For six protoliths, each with TiO2 at 0.6, 0.8, 1.0, 1.2, 1.4, and 1.6 wt%, respectively, the behavior of TiO2 during partial melting at the amphibolite to eclogite transition was calculated for four cases: (1) fluid-present melting at 2.5 GPa with eclogite as the residue; (2) fluid-present melting at 1.5 GPa with amphibole-eclogite (<1050 °C) or eclogite (>1050 °C) as the residue; (3) fluid-absent melting at 2.5 GPa with eclogite as the residue; and (4) fluid-absent melting at 1.5 GPa with amphibole-eclogite (<1050 °C ) or eclogite (>1050 °C) as the residue. The results are delineated in Figure 5, in which rutile saturation and melt TiO2 content are expressed as a function of temperature or melt fraction at a given protolith TiO2 content. Two points are important for understanding the stability of rutile: (1) due to the higher TiO2 solubility in amphibole as compared to garnet and clinopyroxene, the minimum protolith TiO2 contents required for rutile saturation in amphibole-eclogite residues at 1.5 GPa (Figs. 5b and 5d) are always 0.1–0.2 wt% higher than those required for rutile saturation in eclogite residues at 2.5 GPa (Figs. 5a and 5c), irrespective of whether the melting is fluid-present or fluid-absent. For all cases, only 0.8–1.0 wt% TiO2 in the protolith (corresponding to thick dotted curves in Fig. 5) is required for rutile saturation at low temperature (<900–950 °C) and low degree (<15–20 wt%) of melting; and (2) for a protolith with a given TiO2 content, the highest temperature of rutile stability (or the temperature of rutile disappearance) for fluid-absent melting is, in general, ~100 °C higher than that for fluid-present melting, irrespective of whether the pressure is 1.5 or 2.5 GPa. For example, for the protolith with 1.6 wt% TiO2, rutile is stable up to ~1150 °C and 30–40% melting in the absence of fluid (Figs. 5c and 5d) and up to ~1050 °C and 50–60% melting in the presence of fluid (Figs. 5a and 5b).
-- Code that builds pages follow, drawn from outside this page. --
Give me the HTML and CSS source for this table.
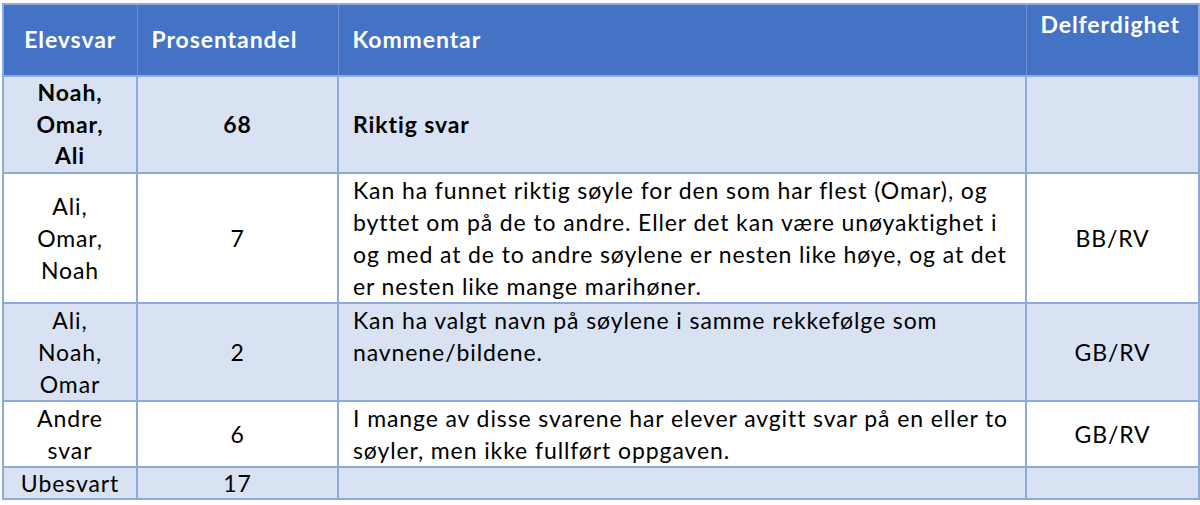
FILE: index.html
```html
<!DOCTYPE html>
<html lang="no">
<head>
<meta charset="utf-8">
<title>Elevsvar</title>
<link rel="stylesheet" href="styles.css">
</head>
<body>
<table class="grid">
  <colgroup>
    <col class="c-elev">
    <col class="c-pros">
    <col class="c-komm">
    <col class="c-delf">
  </colgroup>
  <thead>
    <tr class="head">
      <th class="h-center">Elevsvar</th>
      <th>Prosentandel</th>
      <th>Kommentar</th>
      <th class="h-top">Delferdighet</th>
    </tr>
  </thead>
  <tbody>
    <tr class="shade strong">
      <td class="mid">Noah,<br>Omar,<br>Ali</td>
      <td class="mid">68</td>
      <td class="komm komm-mid">Riktig svar</td>
      <td class="mid"></td>
    </tr>
    <tr>
      <td class="mid">Ali,<br>Omar,<br>Noah</td>
      <td class="mid">7</td>
      <td class="komm">Kan ha funnet riktig søyle for den som har flest (Omar), og byttet om på de to andre. Eller det kan være unøyaktighet i og med at de to andre søylene er nesten like høye, og at det er nesten like mange marihøner.</td>
      <td class="mid">BB/RV</td>
    </tr>
    <tr class="shade">
      <td class="mid">Ali,<br>Noah,<br>Omar</td>
      <td class="mid">2</td>
      <td class="komm">Kan ha valgt navn på søylene i samme rekkefølge som navnene/bildene.</td>
      <td class="mid">GB/RV</td>
    </tr>
    <tr>
      <td class="mid">Andre<br>svar</td>
      <td class="mid">6</td>
      <td class="komm">I mange av disse svarene har elever avgitt svar på en eller to søyler, men ikke fullført oppgaven.</td>
      <td class="mid">GB/RV</td>
    </tr>
    <tr class="shade last">
      <td class="mid">Ubesvart</td>
      <td class="mid">17</td>
      <td class="komm"></td>
      <td class="mid"></td>
    </tr>
  </tbody>
</table>
</body>
</html>
```
FILE: styles.css
```css
html, body {
  margin: 0;
  padding: 0;
  background: #ffffff;
}

body {
  padding: 3px 0 0 2px;
  font-family: Lato, "Liberation Sans", sans-serif;
  font-size: 23px;
  letter-spacing: 0.9px;
  color: #000000;
}

.grid {
  border-collapse: collapse;
  table-layout: fixed;
  width: 1196px;
  border: 2px solid #8eaadb;
}

.c-elev { width: 134px; }
.c-pros { width: 201px; }
.c-komm { width: 688px; }
.c-delf { width: 173px; }

.head {
  height: 72px;
  background: #4472c4;
  color: #ffffff;
}

.head th {
  text-align: left;
  font-weight: 700;
  padding: 0 0 2px 14px;
  vertical-align: middle;
  border-left: 1px solid #6e8fd0;
  border-right: 1px solid #6e8fd0;
  border-bottom: 2px solid #8eaadb;
}

.head th.h-center {
  text-align: center;
  padding-left: 0;
}

.head th.h-top {
  vertical-align: top;
  padding-top: 5px;
}

td {
  border: 2px solid #8eaadb;
  line-height: 32px;
  padding: 0 4px;
  text-align: center;
}

td.mid {
  vertical-align: middle;
}

td.komm {
  text-align: left;
  vertical-align: top;
  padding: 0 14px 0 14px;
}

td.komm-mid {
  vertical-align: middle;
}

.shade {
  background: #d9e2f3;
}

.strong td {
  font-weight: 700;
  line-height: 31.5px;
}

.last td {
  line-height: 30px;
}
```
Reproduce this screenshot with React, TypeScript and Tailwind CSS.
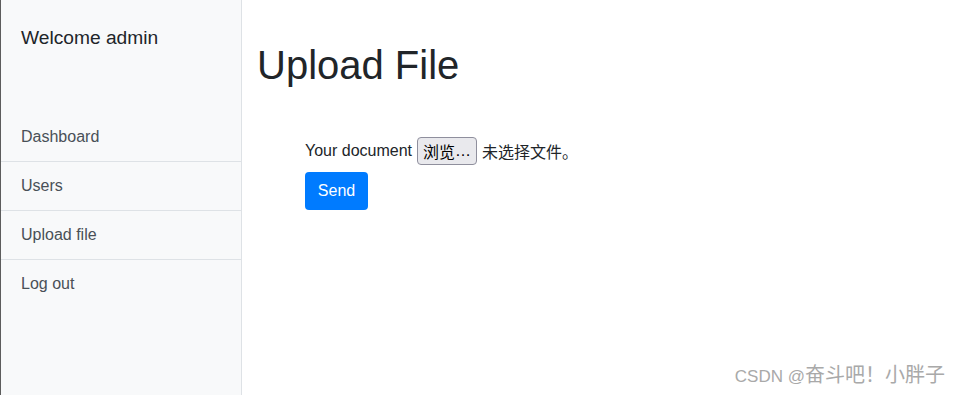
import React from 'react';

const menu = ['Dashboard', 'Users', 'Upload file', 'Log out'];

const App: React.FC = () => {
  return (
    <div
      className="relative flex h-[395px] w-[958px] overflow-hidden bg-white text-[#212529]"
      style={{ fontFamily: '"Liberation Sans", Arial, sans-serif' }}
    >
      {/* sidebar */}
      <div className="w-[242px] shrink-0 border-l border-r border-l-[#5c5c5c] border-r-[#dee2e6] bg-[#f8f9fa]">
        <div className="h-[113px] px-5 pt-[24px] text-[19.2px] leading-[1.5]">Welcome admin</div>
        <div className="flex flex-col">
          {menu.map((item, i) => (
            <div
              key={item}
              className={`px-5 py-3 text-base leading-6 text-[#495057] ${
                i < menu.length - 1 ? 'border-b border-[#dee2e6]' : ''
              }`}
            >
              {item}
            </div>
          ))}
        </div>
      </div>

      {/* content */}
      <div className="flex-1 px-[15px]">
        <h1 className="mt-[41px] text-[40px] leading-[1.2] font-normal">Upload File</h1>
        <form className="mt-[48px] pl-12" onSubmit={(e) => e.preventDefault()}>
          <div className="flex h-[28px] items-center text-base">
            <span>Your document</span>
            <button
              type="button"
              className="ml-[5px] flex h-[28px] items-center rounded-[4px] border border-[#8f8f9d] bg-[#e9e9ed] px-[5px] text-base text-black"
            >
              <span style={{ fontFamily: '"Noto Sans CJK SC", sans-serif' }}>浏览</span>
              <span>…</span>
            </button>
            <span className="ml-[5px]" style={{ fontFamily: '"Noto Sans CJK SC", sans-serif' }}>
              未选择文件。
            </span>
          </div>
          <button
            type="submit"
            className="mt-[7px] flex h-[38px] w-[63px] items-center justify-center rounded-[4px] bg-[#007bff] text-base text-white"
          >
            Send
          </button>
        </form>
      </div>

      {/* watermark */}
      <div className="absolute right-[13px] bottom-[6px] flex items-baseline text-[#a9a9a9]">
        <span className="text-[17px]">CSDN @</span>
        <span className="text-[20px]" style={{ fontFamily: '"Noto Sans CJK SC", sans-serif' }}>
          奋斗吧！小胖子
        </span>
      </div>
    </div>
  );
};

export default App;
It should be noted that there is substantial scatter in TiO2 solubility data of minerals as shown in Figure 2 and the calculated results are only approximate. However, the 0.8–1.0 wt% minimum protolith TiO2 contents required for rutile saturation at low temperatures (<900–950 °C) is unlikely to be an underestimation. Experiments of Sen and Dunn (1994) show that rutile is stable up to T > 1000 °C at 1.5 and 2.0 GPa during the partial melting of a basaltic amphibolite with 1.22 wt% TiO2, with the produced melts varying from granitic compositions at temperatures close to the solidus to tonalitic compositions at T > 1000 °C.
It should also be noted that at the amphibolite to eclogite transition, rutile may not be the only Ti-rich accessory phase. Sphene, ilmenite, and Ti-magnetite may also occur. Rutile is stable at pressures higher than ~1.5 GPa (Xiong et al. 2005), whereas other Ti-rich phases occur generally at lower pressures during the partial melting of metabasalt (Hellman and Green 1979; Ernst et al. 1998). Green and Pearson (1986) have shown that the TiO2 solubility in a melt in equilibrium with a Ti-rich phase is similar, irrespective of whether the Ti-rich phase is rutile or another phase(s). Thus, the experimental solubility data and calculated results in this paper are believed to be approximately applicable to any case of Ti-saturation. Titanium diffusion is very fast in hydrous melts (Hayden and Watson 2007) and crystallization-dissolution equilibrium of rutile is readily achieved, as indicated by our experiments. Ti-rich accessory phases are always denser than the coexisting melt, and the viscosity of a hydrous melt is quite low. Therefore, Ti-rich phases should separate very quickly from the hydrous melt and are likely to remain in the residue during/after partial melting.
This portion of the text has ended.